En mi comunidad en Denver, hemos estado luchando con la identidad de un desarrollo urbano que lleva el nombre de un exmiembro del Ku Klux Klan y alcalde de la ciudad, Benjamin F. Stapleton. El nombre de Stapleton se le dio al Aeropuerto Internacional de Stapleton, el antiguo Aeropuerto Municipal de Denver, en 1944. Cuando el aeropuerto fue reubicado en 1995, el sitio se despejó para dejar espacio para un nuevo vecindario. El desarrollador aprovechó las inversiones anteriores que habían dado a conocer la ubicación de «Stapleton», lo que facilitó la creación de la marca, a pesar de la opinión de la comunidad de que el nombre estaba vinculado al pasado del KKK de Denver.
El desarrollador anunció el nombre del Klansman en toda la ciudad, en las ondas de radio, en vallas publicitarias y en volantes, invadiendo muchos hogares que alguna vez estuvieron sujetos a las políticas discriminatorias vigentes durante el tiempo de Stapleton como alcalde. En 2015, la rama local de Black Lives Matter inició una petición para cambiar el nombre. La comunidad ahora está atrapada por una pregunta: ¿deberían invertir en el mantenimiento de un nombre elegido para ellos por el desarrollador o deberían invertir en el cambio?
En el curso de este debate, se han expresado preocupaciones sobre el costo del cambio y sobre “borrar la historia”. Pero si estas son las principales preocupaciones del barrio, entonces, ¿por qué la misma comunidad se unió para borrar la esvástica de nuestra escuela? Una escuela es un centro de aprendizaje y una esvástica es un poderoso símbolo histórico. ¿Por qué no se enmarcó y se usó la esvástica para educar a los niños sobre el pasado? La respuesta es obvia. La mera sugerencia de preservar la esvástica era ofensiva. Fue pintada como un acto de violencia, para incitar al miedo. No tiene lugar en nuestra comunidad y fue borrada apropiadamente. Nadie ha argumentado que la historia se eliminó en este caso.
Los arqueólogos del futuro encontrarán e interpretarán los símbolos de nuestra comunidad para comprender los valores de nuestro tiempo. Quizás pensar en la profunda huella que nuestras acciones dejarán en el futuro registro histórico remarcará la importancia de los signos, nombres, estatuas y símbolos que permitimos que persistan en nuestra sociedad. Deberíamos preguntarnos qué dicen estos símbolos culturales sobre nuestra identidad o nuestra comodidad con las ideologías pasadas. Y si no nos gusta la respuesta, entonces deberíamos invertir en un cambio.
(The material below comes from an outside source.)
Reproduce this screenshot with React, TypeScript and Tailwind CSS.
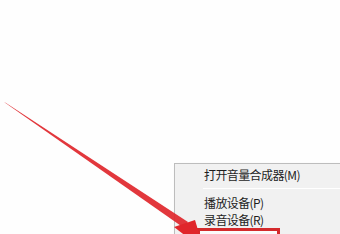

Eliminar los símbolos que tienen una historia oscura no borra los errores del pasado, pero reconoce esos daños y abre la puerta a un futuro mejor: conceptos que entienden nuestros estudiantes de secundaria locales que han presionado para eliminar el nombre Stapleton de su escuela. Quizás, en este caso, nuestra futura generación pueda influir en el pasado.